Colorado water managers are keeping a close eye on the historically low reservoir levels at Lake Powell.

Under the Colorado River Compact, the major river is divided between upper basin states and lower basin states.

Upper basin states, including Colorado, are obligated to deliver 75 million acre-feet of water into Lake Powell on a rolling 10-year average.

So far, those obligations are being met. But mountain snowpack depended on to fill the Colorado River has been below average over the past decade, creating two potential scenarios never before seen.

First, if the current trend of drier than normal winters continues, officials predict that by 2016, Lake Powell will drop below levels needed to operate the hydro-electric power plant at Glen Canyon dam.

The power is depended on by 5.8 million residential customers and generates critical funding for maintenance of federal water projects, including a recent $4 million renovation of McPhee reservoir’s pumping plants.
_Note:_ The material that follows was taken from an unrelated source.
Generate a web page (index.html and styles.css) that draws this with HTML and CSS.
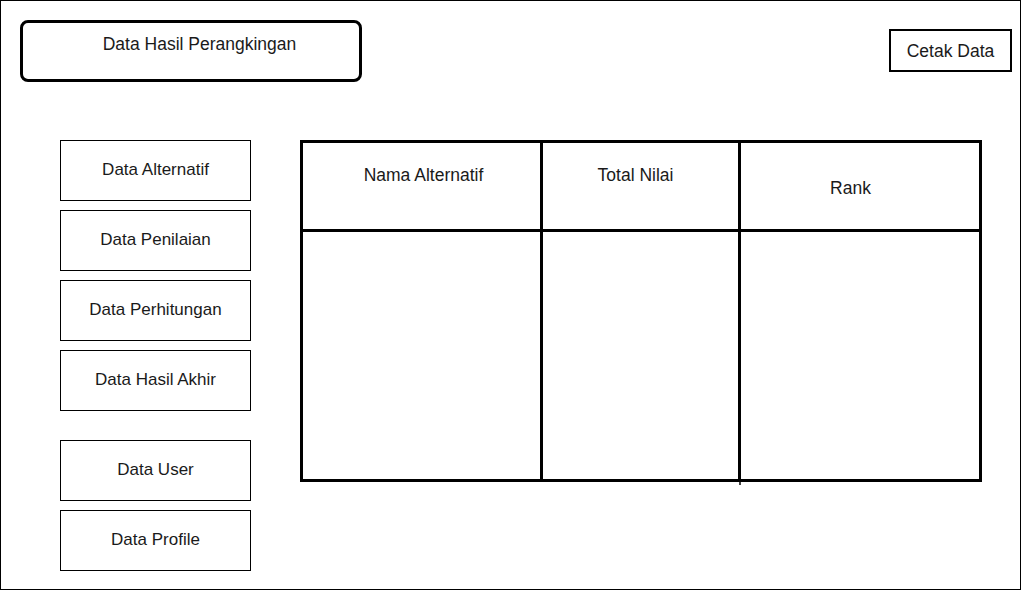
FILE: index.html
```html
<!DOCTYPE html>
<html>
<head>
<meta charset="utf-8">
<link rel="stylesheet" href="styles.css">
</head>
<body>
<div class="frame">
  <div class="top">
    <div class="title">Data Hasil Perangkingan</div>
    <div class="print">Cetak Data</div>
  </div>
  <div class="main">
    <nav class="sidebar">
      <div class="nav-btn">Data Alternatif</div>
      <div class="nav-btn">Data Penilaian</div>
      <div class="nav-btn">Data Perhitungan</div>
      <div class="nav-btn">Data Hasil Akhir</div>
      <div class="nav-btn nav-gap">Data User</div>
      <div class="nav-btn">Data Profile</div>
    </nav>
    <div class="table">
      <div class="cell head c1">Nama Alternatif</div>
      <div class="cell head c2">Total Nilai</div>
      <div class="cell head c3">Rank</div>
      <div class="cell body"></div>
      <div class="cell body c2"></div>
      <div class="cell body"></div>
    </div>
  </div>
</div>
</body>
</html>
```

FILE: styles.css
```css
* { box-sizing: border-box; }
html, body { margin: 0; padding: 0; background: #fff; }
body {
  font-family: "Liberation Sans", Arial, sans-serif;
  font-size: 17.5px;
  line-height: 20px;
  color: #1a1a1a;
}
.frame {
  width: 1021px;
  height: 590px;
  border: 1px solid #000;
  padding: 19px 8px 0 19px;
}
.top {
  display: flex;
  justify-content: space-between;
  align-items: flex-start;
}
.title {
  width: 342px;
  height: 62px;
  border: 3px solid #000;
  border-radius: 8px;
  text-align: center;
  padding: 11px 0 0 17px;
}
.print {
  margin-top: 9px;
  width: 123px;
  height: 43px;
  border: 2px solid #000;
  display: flex;
  align-items: center;
  justify-content: center;
}
.main {
  display: flex;
  align-items: flex-start;
  margin-top: 58px;
  margin-left: 40px;
}
.sidebar {
  display: flex;
  flex-direction: column;
  gap: 9px;
  width: 191px;
}
.nav-btn {
  height: 61px;
  border: 1px solid #000;
  display: flex;
  align-items: center;
  justify-content: center;
  padding-bottom: 1px;
  font-size: 17px;
}
.nav-gap { margin-top: 20px; }
.table {
  margin-left: 49px;
  display: grid;
  grid-template-columns: 240px 198px 241px;
  grid-template-rows: 89px 250px;
  width: 682px;
  border-left: 3px solid #000;
  border-top: 3px solid #000;
}
.cell {
  border-right: 3px solid #000;
  border-bottom: 3px solid #000;
  text-align: center;
}
.head.c1 { padding: 22px 0 0 4px; }
.head.c2 { padding: 22px 10px 0 0; }
.head.c3 { padding: 35px 19px 0 0; }
.body.c2 { position: relative; }
.body.c2::after {
  content: "";
  position: absolute;
  right: -3px;
  bottom: -6px;
  width: 2px;
  height: 3px;
  background: #444;
}
```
Second, if Lake Powell doesn’t receive its legal water share needed for power generation, upper basin storage reservoirs would have to make up the difference under the compact.

Lake Powell has only filled three times in the last in 14 years, and consistently hovers around 50 percent. If it drops much lower, it would trigger a “compact call on upper basins, causing immediate problems,” said Mike Preston, president of the Southwest Basin Roundtable, a group looking for solutions to conserve water.

In a compact call, three storage facilities would be tapped to fulfill Lake Powell’s share of the Colorado River Basin: Flaming Gorge reservoir in Wyoming, Blue Mesa reservoir near Gunnison, and Navajo Reservoir in New Mexico.

“They are designed specifically to store water for delivery to Powell to satisfy the compact,” Preston said.

Another ripple is that Colorado’s Front Range is looking to tap Blue Mesa and Flaming Gorge reservoirs, via transmountain diversions, to satisfy increasing water demands.

“That would diminish what is left for lower-basin compact compliance,” Preston said.